*Exercise*.
Reply with one number: the count of lines in the data that hold the string "React".

*Supplied data*.
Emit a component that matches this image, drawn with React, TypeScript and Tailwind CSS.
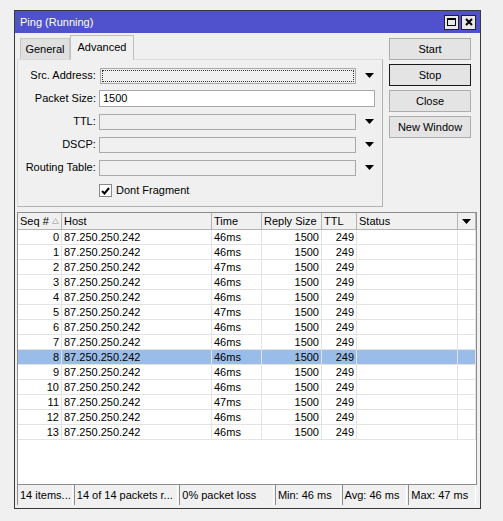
import React from "react";

const font = { fontFamily: '"Liberation Sans", Arial, sans-serif' };

const rows = [
  46, 46, 47, 46, 46, 47, 46, 46, 46, 46, 46, 47, 46, 46,
];

function Arrow() {
  return (
    <svg width="9" height="5" viewBox="0 0 9 5" className="block">
      <path d="M0 0h9L4.5 5z" fill="#000" />
    </svg>
  );
}

function FormRow({
  label,
  value,
  wide,
  focus,
}: {
  label: string;
  value?: string;
  wide?: boolean;
  focus?: boolean;
}) {
  return (
    <div className="flex items-center h-[17px]">
      <div className="w-[78px] text-right leading-none">{label}</div>
      {wide ? (
        <div className="ml-[3px] w-[276px] h-[17px] bg-white border border-[#a9a9a9] flex items-center pl-[3px] leading-none">
          {value}
        </div>
      ) : (
        <>
          <div
            className={
              focus
                ? "ml-[4px] w-[257px] h-[16px] bg-[#f0f0f0] border border-[#a9a9a9] p-px"
                : "ml-[3px] w-[258px] h-[16px] bg-[#f0f0f0] border border-[#a9a9a9]"
            }
          >
            {focus && (
              <div className="w-full h-full border border-dotted border-[#333]" />
            )}
          </div>
          <div className="w-[26px] flex justify-center">
            <Arrow />
          </div>
        </>
      )}
    </div>
  );
}

function Btn({ label, def }: { label: string; def?: boolean }) {
  return (
    <div
      className={
        def
          ? "w-[82px] h-[22px] border border-[#1a1a1a] bg-[#e4e4e4] flex items-center justify-center leading-none"
          : "w-[82px] h-[22px] border border-[#adadad] bg-[#e4e4e4] flex items-center justify-center leading-none"
      }
    >
      {label}
    </div>
  );
}

const cols = [
  "w-[44px]",
  "w-[150px]",
  "w-[50px]",
  "w-[60px]",
  "w-[35px]",
  "w-[101px]",
  "w-[18px]",
];

export default function App() {
  return (
    <div
      className="w-[503px] h-[521px] bg-[#f0f0f0] pl-[14px] pt-[10px] text-[11px] text-black"
      style={font}
    >
      <div className="w-[467px] h-[499px] border border-[#3a3a3a] bg-[#f0f0f0] flex flex-col">
        {/* title bar */}
        <div className="h-[22px] bg-[#4f52cc] flex items-center pl-[5px] pr-[4px]">
          <span className="text-white text-[11px] leading-none">Ping (Running)</span>
          <div className="ml-auto flex gap-[2px]">
            <div className="w-[15px] h-[15px] bg-[#e8e8e8] border border-[#222] flex items-center justify-center">
              <div className="w-[9px] h-[8px] border border-black border-t-2" />
            </div>
            <div className="w-[15px] h-[15px] bg-[#e8e8e8] border border-[#222] flex items-center justify-center">
              <svg width="8" height="8" viewBox="0 0 8 8">
                <path d="M1 1l6 6M7 1L1 7" stroke="#000" strokeWidth="2" />
              </svg>
            </div>
          </div>
        </div>

        {/* body */}
        <div className="flex-1 flex flex-col pl-[2px] pr-[3px] pb-[3px]">
          <div className="flex">
            <div className="w-[366px] flex flex-col pt-[2px]">
              <div className="flex items-end h-[25px] pl-[3px] relative z-10 -mb-px">
                <div className="w-[50px] h-[21px] bg-[#e0e0e0] border border-[#c8c8c8] border-b-0 flex items-center justify-center leading-none mb-px">
                  General
                </div>
                <div className="w-[64px] h-[25px] bg-[#f0f0f0] border border-[#c0c0c0] border-b-0 flex items-center justify-center leading-none pb-[2px]">
                  Advanced
                </div>
              </div>
              <div className="h-[148px] border border-[#b4b4b4] border-t-[#dcdcdc] border-l-[#dcdcdc] pt-[7px] flex flex-col gap-[6px]">
                <FormRow label="Src. Address:" focus />
                <FormRow label="Packet Size:" value="1500" wide />
                <FormRow label="TTL:" />
                <FormRow label="DSCP:" />
                <FormRow label="Routing Table:" />
                <div className="flex items-center mt-[2px] pl-[81px] h-[13px]">
                  <div className="w-[13px] h-[13px] bg-white border border-[#8a8a8a] flex items-center justify-center">
                    <svg width="9" height="8" viewBox="0 0 9 8">
                      <path d="M1 4l2.5 2.5L8 1" stroke="#000" strokeWidth="2" fill="none" />
                    </svg>
                  </div>
                  <span className="ml-[4px] leading-none">Dont Fragment</span>
                </div>
              </div>
            </div>
            <div className="ml-[6px] pt-[5px] flex flex-col gap-[4px]">
              <Btn label="Start" />
              <Btn label="Stop" def />
              <Btn label="Close" />
              <Btn label="New Window" />
            </div>
          </div>

          {/* table */}
          <div className="mt-[5px] w-[460px] flex-1 border border-[#8c8c8c] bg-white flex flex-col">
            <div className="h-[17px] flex bg-[#f0f0f0] border-b border-[#b4b4b4]">
              {["Seq #", "Host", "Time", "Reply Size", "TTL", "Status", ""].map((h, i) => (
                <div
                  key={i}
                  className={`${cols[i]} h-full border-r border-[#b4b4b4] flex items-center pl-[2px] leading-none`}
                >
                  {h}
                  {i === 0 && (
                    <svg width="7" height="6" viewBox="0 0 7 6" className="ml-[3px]">
                      <path d="M3.5 0.5L6.5 5.5H0.5z" fill="none" stroke="#b8b8b8" />
                    </svg>
                  )}
                  {i === 6 && (
                    <div className="ml-[2px]">
                      <Arrow />
                    </div>
                  )}
                </div>
              ))}
            </div>
            {rows.map((t, i) => {
              const cells = [
                String(i),
                "87.250.250.242",
                `${t}ms`,
                "1500",
                "249",
                "",
                "",
              ];
              return (
                <div
                  key={i}
                  className={
                    i === 8
                      ? "h-[15px] flex bg-[#99bde8] border-b border-[#e3e3e3]"
                      : "h-[15px] flex border-b border-[#e3e3e3]"
                  }
                >
                  {cells.map((c, j) => (
                    <div
                      key={j}
                      className={`${cols[j]} h-full border-r border-[#e3e3e3] flex items-center leading-none ${
                        j === 0 || j === 3 || j === 4
                          ? "justify-end pr-[2px]"
                          : "pl-[2px]"
                      }`}
                    >
                      {c}
                    </div>
                  ))}
                </div>
              );
            })}
          </div>

          {/* status bar */}
          <div className="h-[20px] flex items-stretch gap-[1px] mr-[1px]">
            {[
              ["14 items...", "w-[56px]"],
              ["14 of 14 packets r...", "w-[105px]"],
              ["0% packet loss", "w-[95px]"],
              ["Min: 46 ms", "w-[66px]"],
              ["Avg: 46 ms", "w-[66px]"],
              ["Max: 47 ms", "w-[68px]"],
            ].map(([txt, w]) => (
              <div
                key={txt}
                className={`${w} border-l border-[#8c8c8c] border-r border-r-white flex items-center pl-[2px] leading-none whitespace-nowrap overflow-hidden`}
              >
                {txt}
              </div>
            ))}
          </div>
        </div>
      </div>
    </div>
  );
}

*Solution below*.
2